The first rail line through Lansing was established in 1856 when the Detroit and Milwaukee Railroad constructed a line through the city. This was followed in 1872 by the Michigan Central Railroad and in 1879 by the Chicago and Grand Trunk Railway. By the early 1900s there were six separate rail lines through the city. After the Chicago and Grand Trunk Railway reorganized in 1900, they built a series of new depots along their line. When REO Motor Car Company announced the construction of a new plant along the Grand Trunk line, the railroad decided to construct their new depot near the new REO plant.

Grand Trunk commissioned the firm of Spier & Rohns to design the new depot. Construction on the new depot began in 1902 and was completed late that year. It served as a main depot for all passengers until 1971, when the railroad closed the station. In 1972, it was renovated as a restaurant. The building's exterior remains unchanged. Gerald R. Ford, who was from Michigan and the 38th president of the United States, dined here during a campaign tour on May 15, 1976.

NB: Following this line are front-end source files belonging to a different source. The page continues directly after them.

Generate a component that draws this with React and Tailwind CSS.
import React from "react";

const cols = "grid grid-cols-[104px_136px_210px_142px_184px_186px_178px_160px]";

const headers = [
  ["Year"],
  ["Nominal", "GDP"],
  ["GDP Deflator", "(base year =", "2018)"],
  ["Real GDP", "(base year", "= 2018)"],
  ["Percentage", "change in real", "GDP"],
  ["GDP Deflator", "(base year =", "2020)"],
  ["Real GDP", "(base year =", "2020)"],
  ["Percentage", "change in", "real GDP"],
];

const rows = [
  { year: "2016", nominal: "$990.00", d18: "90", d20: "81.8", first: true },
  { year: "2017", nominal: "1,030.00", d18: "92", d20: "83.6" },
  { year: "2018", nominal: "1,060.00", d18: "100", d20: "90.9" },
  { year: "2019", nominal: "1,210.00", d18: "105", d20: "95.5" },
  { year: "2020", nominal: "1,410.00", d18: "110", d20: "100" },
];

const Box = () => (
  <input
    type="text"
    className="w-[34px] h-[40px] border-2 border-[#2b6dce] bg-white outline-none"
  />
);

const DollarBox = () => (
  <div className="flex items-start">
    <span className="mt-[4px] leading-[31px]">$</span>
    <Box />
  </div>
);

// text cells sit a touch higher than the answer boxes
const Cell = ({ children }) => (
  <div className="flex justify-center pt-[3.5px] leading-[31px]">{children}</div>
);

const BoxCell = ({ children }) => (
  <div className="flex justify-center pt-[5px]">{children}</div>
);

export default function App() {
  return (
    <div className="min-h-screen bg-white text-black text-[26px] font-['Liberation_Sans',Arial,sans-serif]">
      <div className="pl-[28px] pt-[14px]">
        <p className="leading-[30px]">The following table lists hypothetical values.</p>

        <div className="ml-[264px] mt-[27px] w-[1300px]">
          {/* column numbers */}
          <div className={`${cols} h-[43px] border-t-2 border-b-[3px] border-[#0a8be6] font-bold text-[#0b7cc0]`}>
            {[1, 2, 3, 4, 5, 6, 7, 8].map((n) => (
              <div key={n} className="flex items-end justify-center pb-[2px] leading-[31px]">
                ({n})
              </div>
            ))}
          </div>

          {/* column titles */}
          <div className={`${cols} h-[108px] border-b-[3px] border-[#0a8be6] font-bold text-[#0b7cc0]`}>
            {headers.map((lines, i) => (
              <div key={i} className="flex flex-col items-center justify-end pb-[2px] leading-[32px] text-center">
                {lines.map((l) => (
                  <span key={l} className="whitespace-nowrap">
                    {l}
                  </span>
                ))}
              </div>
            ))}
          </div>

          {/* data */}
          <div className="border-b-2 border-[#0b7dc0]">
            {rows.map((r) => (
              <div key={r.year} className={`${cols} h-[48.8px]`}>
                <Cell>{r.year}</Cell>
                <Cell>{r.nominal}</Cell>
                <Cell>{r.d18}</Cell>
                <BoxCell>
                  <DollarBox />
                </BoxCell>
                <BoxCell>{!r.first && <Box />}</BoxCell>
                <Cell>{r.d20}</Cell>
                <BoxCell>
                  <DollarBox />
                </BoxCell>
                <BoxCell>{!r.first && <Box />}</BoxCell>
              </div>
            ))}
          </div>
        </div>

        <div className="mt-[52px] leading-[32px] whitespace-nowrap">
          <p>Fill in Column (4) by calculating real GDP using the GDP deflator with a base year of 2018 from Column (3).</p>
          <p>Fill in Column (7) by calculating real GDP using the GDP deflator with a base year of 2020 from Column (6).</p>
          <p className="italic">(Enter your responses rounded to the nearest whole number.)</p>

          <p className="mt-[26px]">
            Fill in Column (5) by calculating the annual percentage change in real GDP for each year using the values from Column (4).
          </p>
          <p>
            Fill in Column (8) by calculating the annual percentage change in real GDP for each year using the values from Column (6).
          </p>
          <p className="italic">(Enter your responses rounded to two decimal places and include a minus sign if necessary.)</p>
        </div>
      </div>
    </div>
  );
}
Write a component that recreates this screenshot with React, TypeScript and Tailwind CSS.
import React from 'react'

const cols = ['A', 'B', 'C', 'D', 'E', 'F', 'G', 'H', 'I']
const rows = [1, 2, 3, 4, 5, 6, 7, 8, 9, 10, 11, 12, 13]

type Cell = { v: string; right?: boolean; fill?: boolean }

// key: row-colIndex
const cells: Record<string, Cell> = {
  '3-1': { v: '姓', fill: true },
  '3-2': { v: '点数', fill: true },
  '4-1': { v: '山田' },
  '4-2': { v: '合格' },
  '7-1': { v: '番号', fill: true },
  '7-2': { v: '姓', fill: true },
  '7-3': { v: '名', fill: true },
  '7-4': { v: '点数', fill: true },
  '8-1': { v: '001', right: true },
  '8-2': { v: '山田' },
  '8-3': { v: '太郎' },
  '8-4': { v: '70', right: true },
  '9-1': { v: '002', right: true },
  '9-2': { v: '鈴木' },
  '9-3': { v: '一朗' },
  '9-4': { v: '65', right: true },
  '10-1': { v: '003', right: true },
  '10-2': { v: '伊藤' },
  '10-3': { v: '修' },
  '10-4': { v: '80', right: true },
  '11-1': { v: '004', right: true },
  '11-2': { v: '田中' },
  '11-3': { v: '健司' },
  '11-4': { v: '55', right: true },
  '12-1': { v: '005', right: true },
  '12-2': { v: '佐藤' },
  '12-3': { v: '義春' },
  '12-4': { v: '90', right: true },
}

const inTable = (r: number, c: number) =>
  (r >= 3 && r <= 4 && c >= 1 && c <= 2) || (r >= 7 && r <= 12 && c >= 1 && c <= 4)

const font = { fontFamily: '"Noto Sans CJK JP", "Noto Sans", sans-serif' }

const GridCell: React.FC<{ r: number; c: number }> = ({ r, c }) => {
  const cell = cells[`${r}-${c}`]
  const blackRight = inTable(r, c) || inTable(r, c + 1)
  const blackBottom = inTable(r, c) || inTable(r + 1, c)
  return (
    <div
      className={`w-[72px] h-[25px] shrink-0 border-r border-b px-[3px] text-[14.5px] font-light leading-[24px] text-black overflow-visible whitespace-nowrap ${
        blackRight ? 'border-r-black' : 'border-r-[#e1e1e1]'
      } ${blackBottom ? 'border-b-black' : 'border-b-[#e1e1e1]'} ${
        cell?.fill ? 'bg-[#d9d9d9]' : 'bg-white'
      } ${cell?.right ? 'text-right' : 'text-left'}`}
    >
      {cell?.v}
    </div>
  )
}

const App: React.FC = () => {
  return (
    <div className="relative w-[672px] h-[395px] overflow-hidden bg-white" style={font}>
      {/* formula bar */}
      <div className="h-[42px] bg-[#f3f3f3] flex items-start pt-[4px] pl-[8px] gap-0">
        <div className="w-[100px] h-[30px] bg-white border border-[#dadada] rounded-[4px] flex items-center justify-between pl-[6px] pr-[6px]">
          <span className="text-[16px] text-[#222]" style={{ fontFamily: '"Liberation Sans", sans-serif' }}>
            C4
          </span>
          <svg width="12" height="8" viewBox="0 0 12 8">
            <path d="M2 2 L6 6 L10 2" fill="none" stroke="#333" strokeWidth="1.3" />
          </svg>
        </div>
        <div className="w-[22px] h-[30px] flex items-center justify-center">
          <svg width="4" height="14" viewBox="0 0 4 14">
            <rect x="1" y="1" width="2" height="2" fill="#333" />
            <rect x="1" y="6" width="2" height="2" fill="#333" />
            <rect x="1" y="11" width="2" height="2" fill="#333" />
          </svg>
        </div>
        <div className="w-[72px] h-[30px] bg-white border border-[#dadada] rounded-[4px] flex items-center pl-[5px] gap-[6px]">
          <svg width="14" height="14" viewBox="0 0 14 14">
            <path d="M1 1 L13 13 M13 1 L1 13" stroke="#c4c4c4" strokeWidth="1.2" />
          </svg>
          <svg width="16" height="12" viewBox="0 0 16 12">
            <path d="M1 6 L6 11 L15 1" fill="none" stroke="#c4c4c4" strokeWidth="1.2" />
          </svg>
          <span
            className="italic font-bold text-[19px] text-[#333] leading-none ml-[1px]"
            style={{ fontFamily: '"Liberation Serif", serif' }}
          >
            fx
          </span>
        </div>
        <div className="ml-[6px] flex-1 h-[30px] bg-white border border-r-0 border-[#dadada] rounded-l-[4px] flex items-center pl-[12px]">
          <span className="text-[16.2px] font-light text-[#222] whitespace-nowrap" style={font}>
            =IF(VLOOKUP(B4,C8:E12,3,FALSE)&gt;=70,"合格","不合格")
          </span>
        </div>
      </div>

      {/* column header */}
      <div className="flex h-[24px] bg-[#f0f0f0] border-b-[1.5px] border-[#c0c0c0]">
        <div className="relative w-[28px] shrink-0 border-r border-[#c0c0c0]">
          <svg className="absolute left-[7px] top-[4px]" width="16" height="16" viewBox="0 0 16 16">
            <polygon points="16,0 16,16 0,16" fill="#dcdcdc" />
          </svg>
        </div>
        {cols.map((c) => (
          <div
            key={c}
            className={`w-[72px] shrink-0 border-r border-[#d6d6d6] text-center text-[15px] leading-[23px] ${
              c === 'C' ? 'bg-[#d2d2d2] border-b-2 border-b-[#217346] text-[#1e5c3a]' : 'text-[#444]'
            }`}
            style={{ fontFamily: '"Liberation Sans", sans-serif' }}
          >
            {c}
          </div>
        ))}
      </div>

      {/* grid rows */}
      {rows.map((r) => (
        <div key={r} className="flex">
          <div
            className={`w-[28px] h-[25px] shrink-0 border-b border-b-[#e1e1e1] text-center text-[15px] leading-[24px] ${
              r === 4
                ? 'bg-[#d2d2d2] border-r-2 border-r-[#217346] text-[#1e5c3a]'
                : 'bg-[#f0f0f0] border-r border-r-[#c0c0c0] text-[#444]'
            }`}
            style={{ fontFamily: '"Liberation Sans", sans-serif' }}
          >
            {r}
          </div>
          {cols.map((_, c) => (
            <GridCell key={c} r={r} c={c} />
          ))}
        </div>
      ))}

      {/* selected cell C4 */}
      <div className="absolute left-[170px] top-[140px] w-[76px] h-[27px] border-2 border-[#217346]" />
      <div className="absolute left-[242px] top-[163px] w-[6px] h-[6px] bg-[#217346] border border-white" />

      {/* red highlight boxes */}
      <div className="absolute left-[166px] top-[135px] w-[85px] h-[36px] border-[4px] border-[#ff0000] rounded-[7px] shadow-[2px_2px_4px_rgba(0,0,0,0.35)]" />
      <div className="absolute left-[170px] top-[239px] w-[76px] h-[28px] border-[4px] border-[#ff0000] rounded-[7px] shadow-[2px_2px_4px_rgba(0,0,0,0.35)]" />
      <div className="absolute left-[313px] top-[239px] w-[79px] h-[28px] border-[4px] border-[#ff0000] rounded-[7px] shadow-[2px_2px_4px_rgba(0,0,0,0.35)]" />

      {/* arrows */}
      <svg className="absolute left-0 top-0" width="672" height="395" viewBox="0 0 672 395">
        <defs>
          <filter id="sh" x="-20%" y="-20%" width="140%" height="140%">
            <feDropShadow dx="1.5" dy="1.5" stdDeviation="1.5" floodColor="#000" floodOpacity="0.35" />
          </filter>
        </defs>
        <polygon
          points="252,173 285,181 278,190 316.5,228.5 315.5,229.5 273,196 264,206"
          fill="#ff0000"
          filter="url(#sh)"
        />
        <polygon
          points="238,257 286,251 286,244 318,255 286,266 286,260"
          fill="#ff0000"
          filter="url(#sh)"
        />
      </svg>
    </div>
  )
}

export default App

The building was abandoned in the early 2000s. In 2010, the Lansing Board of Water & Light began construction of a powerplant adjacent to the depot, and included a full restoration of the station in the project.

==Description==
The Lansing Grand Trunk Western station is a single story, rectangular Jacobethan style red-brick building on a gray ashlar foundation. It measures 33 feet wide and 107 feet long. The main entrance is housed in a two-story, ten-foot square brick tower which is topped by a crenelated parapet. The roof is covered with red Ludowici tile, and has overhanging eaves. The window hoods, sills, facings, and gable copings are of Bedford limestone. At one end of the building is a waiting platform, covered with a gable roof supported by wooden posts.